During the period of low interest rates, bank deposits were almost forgotten by most savers. Money sat in accounts, while the interest was symbolic. With the latest rise in interest rates, that has changed significantly. Deposits have returned as one of the options for safely parking savings, but at the same time a new question has opened up: among the many bank offers, how do you choose a deposit that actually makes sense?

At first glance, the answer seems simple: you should choose the deposit with the highest interest rate. In practice, though, the decision is much more complex. The nominal interest rate is only part of the story. If you want to understand how much you will actually earn from a deposit, you have to look a little deeper.

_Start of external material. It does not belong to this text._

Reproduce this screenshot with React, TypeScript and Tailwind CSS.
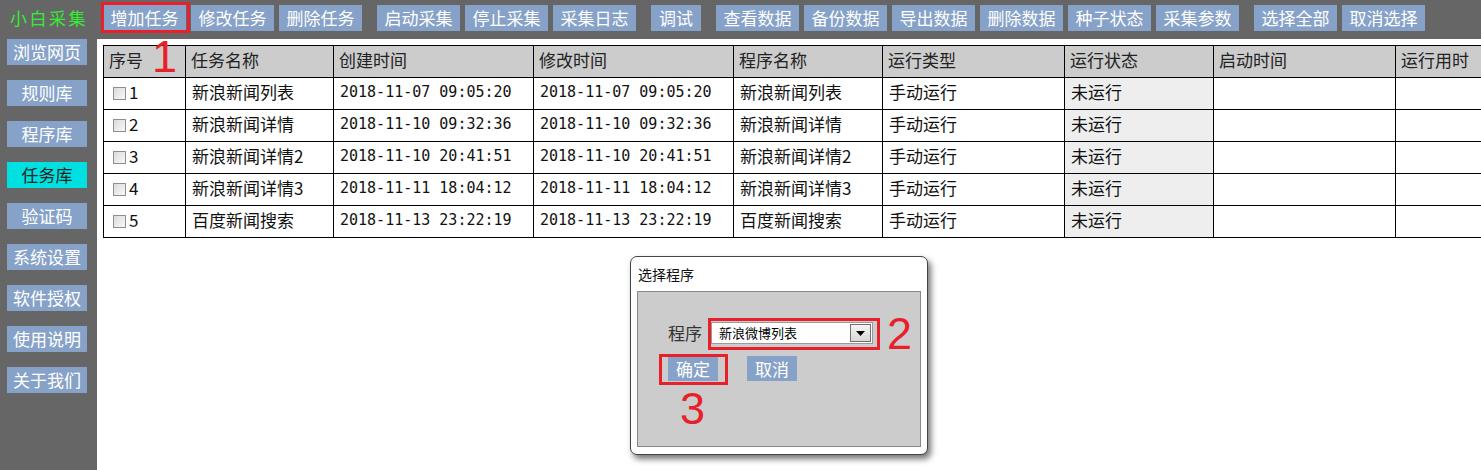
import React from 'react';

const topGroups: { label: string; w?: string }[][] = [
  [{ label: '增加任务' }, { label: '修改任务' }, { label: '删除任务' }],
  [{ label: '启动采集' }, { label: '停止采集' }, { label: '采集日志' }],
  [{ label: '调试', w: 'w-[50px]' }],
  [
    { label: '查看数据' },
    { label: '备份数据' },
    { label: '导出数据' },
    { label: '删除数据' },
    { label: '种子状态' },
    { label: '采集参数' },
  ],
  [{ label: '选择全部' }, { label: '取消选择' }],
];

const sideItems = ['浏览网页', '规则库', '程序库', '任务库', '验证码', '系统设置', '软件授权', '使用说明', '关于我们'];

const columns = [
  { title: '序号', w: 'w-[82px]' },
  { title: '任务名称', w: 'w-[148px]' },
  { title: '创建时间', w: 'w-[200px]' },
  { title: '修改时间', w: 'w-[200px]' },
  { title: '程序名称', w: 'w-[149px]' },
  { title: '运行类型', w: 'w-[182px]' },
  { title: '运行状态', w: 'w-[149px]' },
  { title: '启动时间', w: 'w-[182px]' },
  { title: '运行用时', w: 'w-[120px]' },
];

const tasks = [
  { id: 1, name: '新浪新闻列表', created: '2018-11-07 09:05:20', program: '新浪新闻列表' },
  { id: 2, name: '新浪新闻详情', created: '2018-11-10 09:32:36', program: '新浪新闻详情' },
  { id: 3, name: '新浪新闻详情2', created: '2018-11-10 20:41:51', program: '新浪新闻详情2' },
  { id: 4, name: '新浪新闻详情3', created: '2018-11-11 18:04:12', program: '新浪新闻详情3' },
  { id: 5, name: '百度新闻搜索', created: '2018-11-13 23:22:19', program: '百度新闻搜索' },
];

// red step numbers drawn over the screenshot
const marker = "absolute text-[45px] leading-none text-[#e8202a] font-['Liberation_Sans',sans-serif]";
const cell = 'border border-black pb-[3px]';

function Checkbox() {
  return (
    <span className="inline-block w-[13px] h-[13px] border border-[#8f8f8f] bg-gradient-to-br from-[#dcdcdc] to-[#f8f8f8] mr-[3px] align-[-1px]" />
  );
}

export default function App() {
  return (
    <div className="relative w-[1481px] h-[470px] overflow-hidden flex flex-col font-['Noto_Sans_CJK_SC',sans-serif]">
      {/* top toolbar */}
      <div className="h-[39px] bg-[#666666] flex items-start shrink-0">
        <div className="w-[97px] pl-[10px] pt-[5px] text-[17px] leading-[26px] tracking-[2.5px] text-[#33ee33]">小白采集</div>
        <div className="flex pt-[5px] pl-[6px] gap-[15px]">
          {topGroups.map((group, gi) => (
            <div key={gi} className="flex gap-[5px]">
              {group.map((b, bi) => (
                <div
                  key={b.label}
                  className={`relative ${b.w ?? 'w-[83px]'} h-[26px] bg-[#87a2c8] text-white text-[17px] leading-[26px] text-center`}
                >
                  {b.label}
                  {gi === 0 && bi === 0 && (
                    <span className="absolute -left-[2px] -top-[3px] -right-[4px] -bottom-[2px] border-[3px] border-[#e8202a]" />
                  )}
                </div>
              ))}
            </div>
          ))}
        </div>
      </div>

      <div className="flex flex-1 min-h-0">
        {/* sidebar */}
        <div className="w-[97px] bg-[#666666] flex flex-col gap-[15px] pl-[7px] shrink-0">
          {sideItems.map((s) => (
            <div
              key={s}
              className={`w-[80px] h-[26px] text-[17px] leading-[26px] text-center whitespace-nowrap ${
                s === '任务库' ? 'bg-[#00e0e0] text-[#222]' : 'bg-[#87a2c8] text-white'
              }`}
            >
              {s}
            </div>
          ))}
        </div>

        {/* main */}
        <div className="flex-1 bg-white overflow-hidden pt-[6px] pl-[6px]">
          <table className="table-fixed border-collapse w-[1412px] text-[17px] text-[#111]">
            <thead>
              <tr className="h-[32px] bg-[#cccccc]">
                {columns.map((c) => (
                  <th key={c.title} className={`${c.w} ${cell} text-left font-normal pl-[5px] text-[#222]`}>
                    {c.title}
                  </th>
                ))}
              </tr>
            </thead>
            <tbody>
              {tasks.map((t) => (
                <tr key={t.id} className="h-[32px]">
                  <td className={`${cell} pl-[9px]`}>
                    <Checkbox />
                    {t.id}
                  </td>
                  <td className={`${cell} pl-[6px]`}>{t.name}</td>
                  <td className={`${cell} pl-[6px] text-[15px] font-['DejaVu_Sans_Mono',monospace]`}>{t.created}</td>
                  <td className={`${cell} pl-[6px] text-[15px] font-['DejaVu_Sans_Mono',monospace]`}>{t.created}</td>
                  <td className={`${cell} pl-[6px]`}>{t.program}</td>
                  <td className={`${cell} pl-[6px]`}>手动运行</td>
                  <td className={`${cell} pl-[6px] bg-[#eeeeee]`}>未运行</td>
                  <td className={cell} />
                  <td className={cell} />
                </tr>
              ))}
            </tbody>
          </table>
        </div>
      </div>

      <span className={`${marker} left-[152px] top-[34px]`}>1</span>

      {/* dialog */}
      <div className="absolute left-[630px] top-[256px] w-[298px] h-[199px] bg-white rounded-[7px] border border-[#444] shadow-[3px_4px_6px_rgba(0,0,0,0.55)] flex flex-col px-[6px] pb-[7px]">
        <div className="h-[34px] pt-[8px] pl-[1px] text-[14px] leading-[18px] text-[#111]">选择程序</div>
        <div className="relative flex-1 bg-[#cccccc] border border-[#888] flex flex-col pl-[30px] pt-[30px]">
          <div className="flex items-center h-[22px]">
            <span className="text-[17px] text-[#333] mr-[9px]">程序</span>
            <div className="relative w-[162px] h-[22px] bg-white border border-[#9a9a9a] flex items-center pl-[7px] text-[13px] text-black">
              新浪微博列表
              <span className="absolute right-[1px] top-[1px] w-[21px] h-[18px] border border-[#707070] bg-gradient-to-b from-[#f4f4f4] to-[#d8d8d8] flex items-center justify-center">
                <svg width="9" height="5" viewBox="0 0 9 5">
                  <path d="M0 0 H9 L4.5 5 Z" fill="#000" />
                </svg>
              </span>
              <span className="absolute -left-[4px] -top-[5px] -right-[8px] -bottom-[7px] border-[3px] border-[#e8202a]" />
            </div>
          </div>
          <span className={`${marker} left-[249px] top-[19px]`}>2</span>
          <div className="flex gap-[29px] mt-[12px]">
            <div className="relative w-[50px] h-[25px] bg-[#87a2c8] text-white text-[17px] leading-[25px] text-center">
              确定
              <span className="absolute -left-[9px] -top-[2px] -right-[10px] -bottom-[4px] border-[3px] border-[#e8202a]" />
            </div>
            <div className="w-[50px] h-[25px] bg-[#87a2c8] text-white text-[17px] leading-[25px] text-center">取消</div>
          </div>
          <span className={`${marker} left-[42px] top-[94px]`}>3</span>
        </div>
      </div>
    </div>
  );
}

Why the highest interest rate is often misleading

When a bank advertises a deposit, it will usually highlight just one number. That number is visible, easy to compare, and feels very convincing. But in reality, it does not say enough. Two deposits with the same nominal interest rate can produce different proceeds by the end of the term.

The difference comes from the way interest is credited. If interest is credited several times a year, previously paid interest also starts earning interest. This is called the compound interest effect. With a deposit where interest is only paid at the end, that effect does not exist. In such cases, it makes more sense to compare the effective return, meaning how much money you actually have in your account at the end of the term, rather than just the interest rates written in the advertisement.

The term length also matters. A longer term often means a higher interest rate, but also a greater restriction. The money is locked in, and if you terminate early you may lose part or even all of the interest. That is why it is crucial to be honest with yourself and assess how long you truly will not need the money.

Deposit safety and the deposit guarantee

One of the main reasons people choose a deposit is safety. In Slovenia, bank deposits are protected by the deposit guarantee scheme. This means that a given saver’s deposits with an individual bank are generally guaranteed up to 100.000 euros. If the bank runs into trouble, the guaranteed funds should be paid out within a very short period.

This system means that a deposit is among the safest forms of saving available to us. Even so, for larger amounts it makes sense to consider spreading funds across several banks, since the guarantee applies per bank and not per saver across the entire system.

Taxes: often overlooked, but a very important factor

When you think about the return on a deposit, you also have to address taxes. Interest on deposits is taxed as capital income. The tax is calculated at a fixed rate and is final, which means it is not included in the annual personal income tax scale.

For savers, the key point is that there is a threshold up to which interest is not subject to taxation. If the total amount of interest in a given year does not exceed a certain amount, there is no tax liability at all. With larger deposits, however, interest above that threshold is taxed, which can significantly reduce the net return.

That is why, when comparing deposits, it always makes sense to think in net amounts. The gross interest rate on its own still does not tell you how much money you will actually keep.

The role of inflation: why a nominal return is not enough

Another trap that savers often fall into is ignoring inflation. If inflation is higher than the interest rate on your deposit, your money may be growing in nominal terms, but in real terms it is losing purchasing power.

That does not mean deposits are a bad choice. It does mean that a deposit should be understood as a tool for preserving value and stability, rather than a long-term solution for growing wealth. A deposit makes sense for short-term goals, a liquidity reserve, or money that you will need in the relatively near future. For long-term growth, other financial instruments are usually more suitable.

How to approach choosing a deposit in practice

Before making a decision, it makes sense to first ask yourself why you are taking out a deposit in the first place. Is it temporary parking for money, an emergency reserve, or a very specific goal, such as buying property in one or two years? The answer to that question will by itself already narrow down the range of suitable offers.

Then check the term and the conditions. A deposit that offers you a slightly lower interest rate but more flexibility can in practice be a better choice than the “best” deposit on paper. It also matters how easy the deposit is to open and what the conditions are for early termination.

For larger amounts, a strategy of splitting funds can also make sense. Instead of one large deposit, you can divide the money into several deposits with different terms. That way you preserve more liquidity and can adapt more easily to changes in interest rates.

Conclusion

Choosing the best deposit is not a competition to find the highest interest rate. It is about understanding the whole picture: interest, term, taxes, inflation, and your own financial goals. A deposit is a very useful tool if you use it thoughtfully and with a clear purpose.